RMS automates post-stay engagement—review requests, thank-you emails, future promotions.
10. Train your team to recognize revenue opportunities
Your front desk team interacts with every guest. They're your primary revenue enabler—or your biggest missed opportunity.
- Teach value-based selling: "Our garden suites with private balconies are $180" communicates value. "Our suites are $180" sounds apologetic.
- Role-play common scenarios: Practice natural upselling in typical situations such as a guest asking about early check-in or mentioning special occasions.
- Track individual performance: Which staff successfully upsell? Share best practices.

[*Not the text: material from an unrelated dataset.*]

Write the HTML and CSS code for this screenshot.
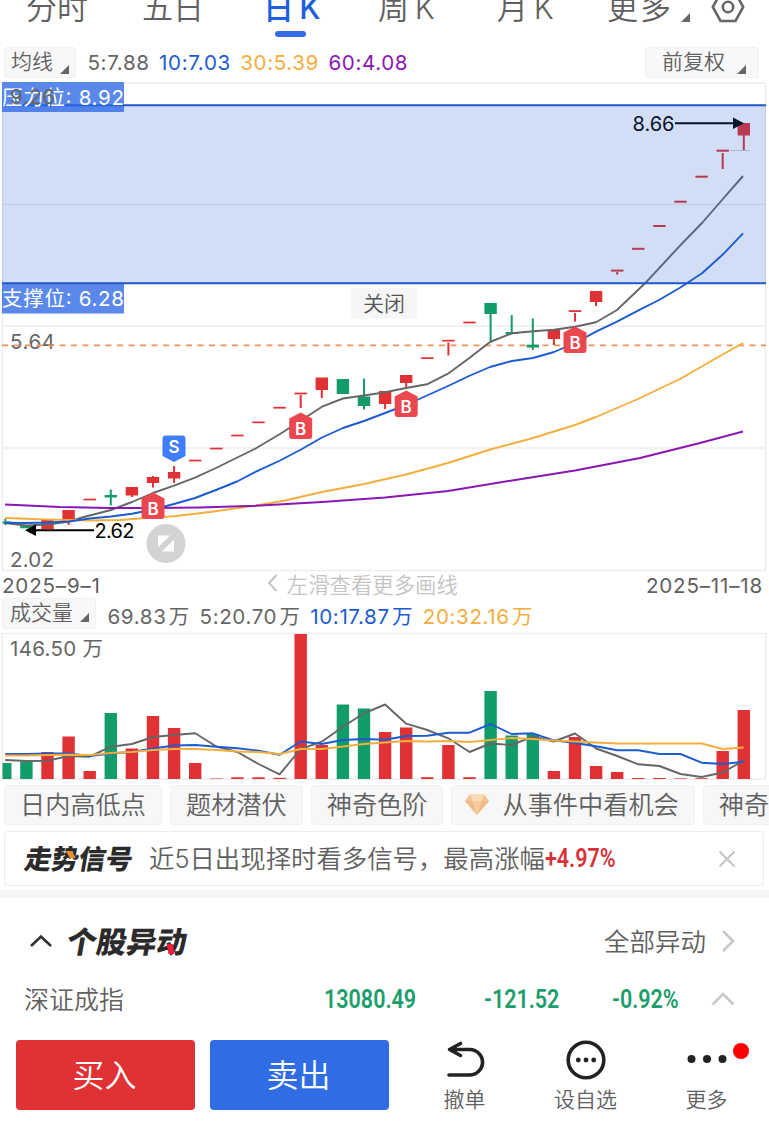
FILE: index.html
```
<!DOCTYPE html>
<html lang="zh-CN">

<head>
    <meta charset="UTF-8">
    <meta name="viewport" content="width=device-width, initial-scale=1.0">
    <title>日K</title>

    <link rel="stylesheet" href="styles.css">
</head>

<body>

    <nav class="tabs">
        <span>分时</span>
        <span>五日</span>
        <span class="active">日 K</span>
        <span>周 K</span>
        <span>月 K</span>
        <span class="more">更多<i class="corner"></i></span>
        <svg class="gear" width="34" height="34" viewBox="0 0 34 34">
            <path d="M9.500 3H24.500L32.200 17L24.500 31H9.500L1.800 17Z" />
            <circle cx="17" cy="17" r="5.200" />
        </svg>
    </nav>

    <div class="averages">
        <div class="pill">均线<i class="corner"></i></div>
        <span class="ma5">5:7.88</span>
        <span class="ma10">10:7.03</span>
        <span class="ma30">30:5.39</span>
        <span class="ma60">60:4.08</span>
        <div class="pill right">前复权<i class="corner"></i></div>
    </div>

    <svg class="chart" id="kline" width="769" height="490" viewBox="0 82 769 490">
        <g class="grid">
            <path d="M2.500 83H765.500V570.500H2.500ZM2 204.500H766M2 326H766M2 448H766" />
        </g>
        <text class="axis" x="10" y="349" textLength="45">5.64</text>
        <text class="axis" x="10" y="567" textLength="44">2.02</text>
        <path class="cost" d="M2 345.300H766" />

        <g id="candles"></g>
        <g id="lines"></g>
        <path class="gap" d="M730 150.500H750" />

        <g class="arrow">
            <path d="M34 530.300H94" />
            <polygon points="25,530.300 36,524.500 36,536" />
            <text x="94.500" y="538" textLength="40">2.62</text>
            <path d="M675 123.200H736" />
            <polygon points="744,123.200 733,117.500 733,129" />
            <text x="632.500" y="131" textLength="42">8.66</text>
        </g>

        <g id="marks"></g>

        <rect class="band" x="2" y="105" width="764" height="178" />
        <path class="limit" d="M2 105.300H766M2 283.200H766" />
        <rect class="tag" x="2" y="82" width="122" height="30" />
        <rect class="tag" x="2" y="284" width="122" height="29.500" />
        <text class="tagText" x="2" y="105" textLength="122">压力位: 8.92</text>
        <text class="tagText" x="2" y="306" textLength="122">支撑位: 6.28</text>
        <text class="axis" x="10" y="104" textLength="45">9.26</text>

        <rect class="close" x="351" y="288" width="66" height="30.500" rx="3" />
        <text class="closeText" x="363" y="311" textLength="42">关闭</text>

        <g class="expand">
            <circle cx="166" cy="543.500" r="19.500" />
            <path d="M158 535.500H170L158 547.500ZM174 539.500V551.500H162Z" />
        </g>
    </svg>

    <div class="dates">
        <span>2025–9–1</span>
        <span class="hint">
            <svg width="11" height="18" viewBox="0 0 11 18"><path d="M9.500 1L2 9L9.500 17" /></svg>
            左滑查看更多画线
        </span>
        <span>2025–11–18</span>
    </div>

    <div class="volumes">
        <div class="pill">成交量<i class="corner"></i></div>
        <span class="ma5">69.83 万</span>
        <span class="ma5">5:20.70 万</span>
        <span class="ma10">10:17.87 万</span>
        <span class="ma30">20:32.16 万</span>
    </div>

    <svg class="chart" id="volume" width="769" height="149" viewBox="0 632 769 149">
        <g class="grid">
            <path d="M2.500 633.500H765.500V779.300H2.500Z" />
        </g>
        <text class="axis" x="10" y="655.500" textLength="93">146.50 万</text>
        <g id="bars"></g>
        <g id="volumeLines"></g>
    </svg>

    <div class="chips">
        <span>日内高低点</span>
        <span>题材潜伏</span>
        <span>神奇色阶</span>
        <span class="gem">
            <svg width="24" height="21" viewBox="0 0 24 21">
                <path fill="#f3c393" d="M5 0H19L24 7L12 21L0 7Z" />
                <path fill="#fbdcb8" d="M5 0H19L16.500 7H7.500Z" />
                <path fill="#eebb88" d="M0 7H7.500L12 21ZM24 7H16.500L12 21Z" />
                <path fill="#f7cd9f" d="M7.500 7H16.500L12 21Z" />
            </svg>
            从事件中看机会
        </span>
        <span>神奇色阶</span>
    </div>

    <div class="signal">
        <strong class="brand">走势信号</strong>
        <span class="message">近5日出现择时看多信号，最高涨幅</span>
        <b class="din up">+4.97%</b>
        <svg class="cross" width="18" height="18" viewBox="0 0 18 18"><path d="M1.500 1.500L16.500 16.500M16.500 1.500L1.500 16.500" /></svg>
    </div>

    <section class="moves">
        <div class="title">
            <svg width="24" height="14" viewBox="0 0 24 14"><path d="M2 12L12 2.500L22 12" /></svg>
            <strong class="brand red">个股异动</strong>
            <span class="all">全部异动</span>
            <svg class="light" width="14" height="24" viewBox="0 0 14 24"><path d="M2 2L12 12L2 22" /></svg>
        </div>
        <div class="index">
            <span class="name">深证成指</span>
            <b class="din">13080.49</b>
            <b class="din">-121.52</b>
            <b class="din">-0.92%</b>
            <svg class="light" width="24" height="14" viewBox="0 0 24 14"><path d="M1.500 12.500L12 2L22.500 12.500" /></svg>
        </div>
    </section>

    <footer>
        <button class="buy">买入</button>
        <button class="sell">卖出</button>
        <div class="action">
            <svg width="40" height="40" viewBox="0 0 40 40"><path d="M4 35H24.500A13 12.700 0 0 0 24.500 9.500H4.500M15.500 3.500L4.500 9.500L15.500 15.500" /></svg>
            撤单
        </div>
        <div class="action">
            <svg width="40" height="40" viewBox="0 0 40 40">
                <circle cx="20" cy="20" r="17.800" />
                <g class="dots"><circle cx="12.300" cy="20" r="2.400" /><circle cx="20" cy="20" r="2.400" /><circle cx="27.700" cy="20" r="2.400" /></g>
            </svg>
            设自选
        </div>
        <div class="action">
            <svg width="40" height="40" viewBox="0 0 40 40">
                <g class="dots"><circle cx="4.500" cy="19" r="4" /><circle cx="20" cy="19" r="4" /><circle cx="35.500" cy="19" r="4" /></g>
            </svg>
            更多
            <i class="badge"></i>
        </div>
    </footer>

    <script src="chart.js"></script>

</body>

</html>
```
FILE: styles.css
```
* {
    margin: 0;
    padding: 0;
    box-sizing: border-box;
}

body {
    width: 769px;
    height: 1139px;
    overflow: hidden;
    background-color: white;
    color: #606060;
    font-family: Inter, "Noto Sans CJK SC", sans-serif;
    font-weight: 350;
    font-size: 20px;
}

svg {
    display: block;
    flex: none;
}

.tabs {
    height: 44px;
    padding-left: 26px;
    display: grid;
    grid-template-columns: 116px 121px 115px 119px 110px 104px auto;
    font-size: 31px;
    line-height: 44px;
    word-spacing: -3px;
    white-space: nowrap;
}

.tabs span {
    position: relative;
    top: -14px;
}

.tabs .active {
    color: #1c5fe0;
    font-weight: 500;
}

.tabs .active::after {
    content: "";
    position: absolute;
    left: 12px;
    top: 45px;
    width: 31px;
    height: 6px;
    border-radius: 3px;
    background-color: #346de3;
}

.tabs .more {
    letter-spacing: 2px;
}

.corner {
    display: inline-block;
    width: 9px;
    height: 9px;
    margin-left: 8px;
    background-color: #666;
    clip-path: polygon(100% 0, 100% 100%, 0 100%);
}

.tabs .corner {
    margin-bottom: -3px;
}

.gear {
    margin-top: -10px;
    fill: none;
    stroke: #666;
    stroke-width: 2.6;
}

.averages,
.volumes {
    display: flex;
    align-items: center;
    font-size: 20.6px;
    font-weight: 400;
    letter-spacing: .6px;
    white-space: nowrap;
}

.averages {
    height: 38px;
    padding: 0 10px 1px 4px;
    gap: 9.5px;
}

.pill {
    height: 31px;
    padding: 0 6px;
    border: 1px solid #f1f1f1;
    border-radius: 3px;
    background-color: #f8f8f8;
    font-size: 21px;
    font-weight: 350;
    line-height: 28px;
    letter-spacing: 0;
    margin-right: 2px;
}

.pill .corner {
    margin-left: 7px;
    margin-bottom: -5px;
}

.averages .right {
    margin-left: auto;
    margin-right: 0;
    padding: 0 12px 0 16px;
}

.right .corner {
    margin-left: 12px;
}

.ma5 {
    color: #666;
}

.ma10 {
    color: #1c5bd0;
}

.ma30 {
    color: #f3ae3d;
}

.ma60 {
    color: #8a16b3;
}

.grid path {
    fill: none;
    stroke: #ededed;
    stroke-width: 1.4;
}

.axis {
    fill: #666;
    font-size: 20.5px;
    font-weight: 400;
}

.cost {
    stroke: #f0935a;
    stroke-width: 1.8;
    stroke-dasharray: 6 5.5;
}

.line {
    fill: none;
    stroke-width: 1.9;
    stroke-linejoin: round;
}

.gap {
    stroke: #ccc;
}

.arrow {
    font-size: 20px;
    font-weight: 400;
}

.arrow path {
    stroke: black;
    stroke-width: 2;
}

.mark {
    fill: white;
    font-size: 17px;
    font-weight: 600;
    text-anchor: middle;
}

.band {
    fill: #1c58cf;
    opacity: .2;
}

.limit {
    stroke: #1e57c8;
    stroke-width: 2;
}

.tag {
    fill: #2865e5;
    opacity: .77;
}

.tagText {
    fill: white;
    font-size: 20.5px;
    font-weight: 400;
}

.close {
    fill: #f6f6f6;
}

.closeText {
    fill: #555;
    font-size: 21px;
}

.expand circle {
    fill: #d3d3d3;
}

.expand path {
    fill: white;
}

.dates {
    height: 25px;
    padding: 2px 6px 0 2px;
    display: flex;
    justify-content: space-between;
    align-items: center;
    font-size: 20.6px;
    font-weight: 400;
    letter-spacing: .8px;
}

.hint {
    height: 22px;
    padding-bottom: 5px;
    display: flex;
    align-items: center;
    gap: 9px;
    margin-right: 22px;
    color: #c4c4c4;
    font-size: 21.4px;
    font-weight: 350;
    letter-spacing: 0;
}

.hint path {
    fill: none;
    stroke: #c4c4c4;
    stroke-width: 2;
}

.volumes {
    height: 35px;
    padding: 0 0 2px 2px;
    gap: 9.5px;
    word-spacing: -4px;
}

.volumes .pill {
    padding: 0 6px 0 7px;
}

.volumes .corner {
    margin-bottom: -2px;
}

.volumes span {
    padding-top: 3px;
}

.chips {
    height: 50px;
    padding: 4px 0 0 4px;
    display: flex;
    gap: 8px;
    overflow: hidden;
}

.chips span {
    flex: none;
    height: 40px;
    padding: 0 15px;
    border: 1px solid #f1f1f1;
    border-radius: 4px;
    background-color: #f7f7f7;
    font-size: 25.2px;
    line-height: 39px;
}

.chips .gem {
    display: flex;
    gap: 13px;
    padding-left: 13px;
}

.gem svg {
    margin-top: 8px;
}

.signal {
    height: 55px;
    margin: 0 5px 4px 4px;
    padding: 0 27px 0 20px;
    border: 1px solid #ececec;
    border-radius: 4px;
    display: flex;
    align-items: center;
    font-size: 25.4px;
    white-space: nowrap;
}

.message,
.all,
.name {
    padding-bottom: 3px;
}

.brand {
    position: relative;
    padding-bottom: 3px;
    color: #2b2b2b;
    font-size: 27px;
    font-weight: 900;
    transform: skewX(-10deg);
}

.signal .brand {
    margin-right: 16px;
}

.brand::after {
    content: "";
    position: absolute;
    left: 42px;
    top: 13px;
    width: 6px;
    height: 7px;
    background-color: #ed8d2d;
    transform: skewX(38deg);
}

.din {
    color: #1b9d6c;
    font-family: Roboto, sans-serif;
    font-size: 25px;
    font-weight: 600;
    display: inline-block;
    transform: scaleX(.86);
    transform-origin: left;
}

.up {
    color: #d8323a;
}

.cross {
    margin-left: auto;
    fill: none;
    stroke: #c4c4c4;
    stroke-width: 2;
}

.moves {
    height: 150px;
    border-top: 8px solid #f5f5f5;
    padding: 13px 32px 0 24px;
}

.title {
    height: 60px;
    padding-left: 5px;
    display: flex;
    align-items: center;
    font-size: 25.500px;
}

.title svg,
.index svg {
    fill: none;
    stroke: #333;
    stroke-width: 2.6;
}

.title .light,
.index .light {
    stroke: #c8c8c8;
}

.title .light {
    margin-right: 2px;
}

.title .brand {
    margin-left: 14px;
    font-size: 30px;
}

.red::after {
    left: 102px;
    top: 26px;
    height: 10px;
    background-color: #f01c3c;
    transform: skewX(20deg);
}

.all {
    margin-left: auto;
    margin-right: 15px;
}

.index {
    height: 56px;
    display: grid;
    grid-template-columns: 300px 160px 128px 99px auto;
    align-items: center;
    font-size: 25px;
}

footer {
    height: 99px;
    padding-left: 16px;
    display: flex;
    align-items: flex-start;
}

button {
    width: 179px;
    height: 70px;
    margin-right: 15px;
    padding-right: 2px;
    border: none;
    border-radius: 4px;
    color: white;
    font: inherit;
    font-size: 32px;
    line-height: 72px;
}

.buy {
    background-color: #e03134;
}

.sell {
    background-color: #306de5;
}

.action {
    position: relative;
    width: 121px;
    display: flex;
    flex-direction: column;
    align-items: center;
    gap: 6px;
    font-size: 21px;
    line-height: 28px;
}

.action svg {
    fill: none;
    stroke: #222;
    stroke-width: 3.6;
    stroke-linecap: round;
    stroke-linejoin: round;
}

.action .dots {
    fill: #222;
    stroke: none;
}

.badge {
    position: absolute;
    left: 87px;
    top: 3px;
    width: 16px;
    height: 16px;
    border-radius: 50%;
    background-color: #f00;
}
```
FILE: chart.js
```
const RED = '#e03134'
const GREEN = '#129c69'
const STEP = 21.1
const START = 5.3

//x position of each day
const px = i => START + STEP * i

//[color, body top, body bottom, wick top, wick bottom]
const candles = [
    ['g', 521.5, 523.5, 519, 525], ['g', 525, 528.3, 525, 528], ['r', 520, 529, 520, 529],
    ['r', 510, 521, 510, 525], ['r', 498.7, 500.4, 499, 500], ['g', 495, 497.5, 489.5, 505.5],
    ['r', 487, 495.5, 487, 497], ['r', 477, 483, 476, 487.5], ['r', 472, 478.5, 466, 483],
    ['r', 459.7, 461.4, 460, 461], ['r', 447.7, 449.4, 448, 449], ['r', 434.7, 436.4, 435, 436],
    ['r', 421.5, 423.2, 422, 423], ['r', 406.8, 408.6, 407, 408], ['r', 392.6, 394.4, 395, 408],
    ['r', 377.5, 390, 378, 398], ['g', 379, 394, 380, 394], ['g', 396.5, 406, 378.5, 409.5],
    ['r', 391, 404, 391, 409], ['r', 375, 383, 375, 387], ['r', 357.3, 359, 358, 359],
    ['r', 339.8, 341.5, 342.5, 355.5], ['r', 321.6, 323.4, 322, 323], ['g', 303, 314, 303, 341],
    ['g', 332, 334, 315, 333], ['g', 344.7, 347.5, 318.5, 350], ['r', 330, 339, 330, 345],
    ['r', 310.2, 312, 313, 321.5], ['r', 291, 302, 291, 306], ['r', 269.6, 271.6, 272, 274.5],
    ['r', 247.8, 249.8, 248, 249], ['r', 225, 227, 226, 227], ['r', 200.7, 202.7, 201, 202],
    ['r', 175.7, 177.7, 176, 177], ['r', 149.7, 151.7, 153, 169], ['r', 123, 135.5, 123, 150]
]

const averages = {
    '#666666': '5,523 26,525.5 48,524.5 69,521.6 82,517.5 111,510 132,502 153,493 174,485.7 195,477.7 216,468 256,448.3 280,434 301,420.5 322,406.7 343,398.5 364,395.5 385,392.3 406,388 427,384.3 448,373.7 469,358.3 490,342 512,333.3 533,331.3 554,329.7 575,326.7 596,322.3 617,310 645,283.3 680,245.7 702,223 722,200 743,176',
    '#f3ae3d': '5,518 47,519.5 90,520.5 120,520 153,517.5 174,516.3 210,512 256,505.5 285,500.5 322,492 364,484 406,474.5 448,463 490,449.5 533,438 575,425 596,417 638,399 680,379 713,360 743,343',
    '#1c5bd0': '5,522.7 26,523 48,522.5 69,521.5 90,518.5 111,516.5 132,513.7 153,509.5 174,504 195,498 216,490 237,481.5 256,471.7 280,460.5 301,449.5 322,437.5 343,428 364,421 385,413 406,405 427,395.5 448,386 469,376 490,367 512,361 533,358 554,352 575,343 596,331.7 617,321.7 638,310.7 659,300 680,287.7 702,273.3 723,254.3 743,233.3',
    '#8a16b3': '5,504.5 60,507 110,508 153,508 200,507.5 256,505.8 322,502 385,497.5 448,491 512,480.5 575,470.5 640,458 700,443 743,431.5'
}

//[color, top]
const bars = [
    ['g', 763], ['g', 761.5], ['r', 752], ['r', 736.5], ['r', 771], ['g', 713],
    ['r', 748.5], ['r', 716], ['r', 728], ['r', 763], ['r', 778.5], ['r', 777.3],
    ['r', 777.3], ['r', 777.8], ['r', 634], ['r', 745], ['g', 704.5], ['g', 708.5],
    ['r', 732], ['r', 727.5], ['r', 777.2], ['r', 745], ['r', 777.2], ['g', 691],
    ['g', 735.5], ['g', 734], ['r', 771], ['r', 737], ['r', 766], ['r', 772],
    ['r', 778], ['r', 778], ['r', 778.4], ['r', 778.2], ['r', 751], ['r', 710]
]

const volumeAverages = {
    '#666666': [760, 761, 760.7, 756, 756.7, 746.7, 744, 737, 735, 733.3, 746.5, 752, 764, 774.3, 749, 741.7, 726.7, 713.3, 704.5, 723.7, 730, 738.3, 752, 743.5, 745, 736.5, 741.5, 733.5, 748.5, 756, 764.3, 766, 774, 777, 772.5, 760.5],
    '#1c5bd0': [754, 754, 753.5, 753.5, 756, 753.5, 752, 748.5, 745.5, 745, 746.7, 748.3, 750.7, 754.7, 741.5, 744, 740, 739, 739.7, 736, 735.7, 732.7, 732.7, 724, 734, 733.3, 740.3, 743, 746.3, 750.3, 750.3, 754, 754, 762.7, 764, 761.7],
    '#f3ae3d': [755.5, 755.5, 755, 754.7, 755, 753, 752, 750, 749, 749, 750, 751.5, 752, 754, 749, 749, 746.5, 744, 742.5, 741, 741.5, 741, 742, 740, 738, 739, 740.5, 741.5, 742.5, 743.5, 743.5, 743.5, 743.5, 743.5, 749, 747.5]
}

//[letter, x, tip y]
const marks = [
    ['B', 153, 492.5], ['S', 174, 462], ['B', 300.7, 412.5], ['B', 406.2, 390.5], ['B', 575, 326.5]
]

const color = c => c === 'r' ? RED : GREEN

document.querySelector('#candles').innerHTML = candles.map(([c, top, bottom, high, low], i) => {
    const left = Math.max(px(i) - 6.2, 2.5)
    return `<rect x="${left}" y="${top}" width="${px(i) + 6.2 - left}" height="${bottom - top}" fill="${color(c)}" />
        <rect x="${px(i) - 1}" y="${high}" width="2" height="${low - high}" fill="${color(c)}" />`
}).join('')

document.querySelector('#lines').innerHTML = Object.entries(averages).map(([stroke, points]) =>
    `<polyline class="line" points="${points}" stroke="${stroke}" />`).join('')

document.querySelector('#marks').innerHTML = marks.map(([letter, x, y]) => {
    const sell = letter === 'S'
    const d = sell ? -1 : 1
    //sell marks point down, buy marks point up
    const shape = `M0 0L11.500 ${6 * d}V${23 * d}Q11.500 ${26.500 * d} 8.500 ${26.500 * d}H-8.500Q-11.500 ${26.500 * d} -11.500 ${23 * d}V${6 * d}Z`
    return `<g transform="translate(${x} ${y})">
        <path d="${shape}" fill="${sell ? '#3f7dfa' : '#ea474e'}" />
        <text class="mark" x="0" y="${sell ? -9.5 : 22.5}">${letter}</text>
    </g>`
}).join('')

document.querySelector('#bars').innerHTML = bars.map(([c, top], i) => {
    const left = Math.max(px(i) - 6.2, 2.5)
    return `<rect x="${left}" y="${top}" width="${px(i) + 6.2 - left}" height="${779 - top}" fill="${color(c)}" />`
}).join('')

document.querySelector('#volumeLines').innerHTML = Object.entries(volumeAverages).map(([stroke, values]) =>
    `<polyline class="line" points="${values.map((y, i) => `${px(i)},${y}`).join(' ')}" stroke="${stroke}" />`).join('')
```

- Incentivize contributions: Commission structures, bonuses, and recognition should be higher for top performers.
Every team member understanding how to generate more revenue in a hotel transforms culture.

The compounding advantage
Revenue growth compounds. Start with implementing dynamic pricing, which increases ADR. That additional income funds your website redesign, which increases direct bookings. When you have more direct bookings, money previously paid as OTA commissions can fund staff training. Better-trained staff upsell effectively. Additional revenue funds past guest marketing that drives repeat bookings at lower acquisition cost.
After 12 months, you're not just marginally ahead—you're likely 30–40% ahead because strategies to increase revenue layer and multiply.
The properties thriving in 2026 use strategy, data, and technology to create sustainable competitive advantages that competitors can't easily copy. The question isn't whether strategic and consistent revenue management techniques work—it's how much revenue you're leaving on the table by not implementing them.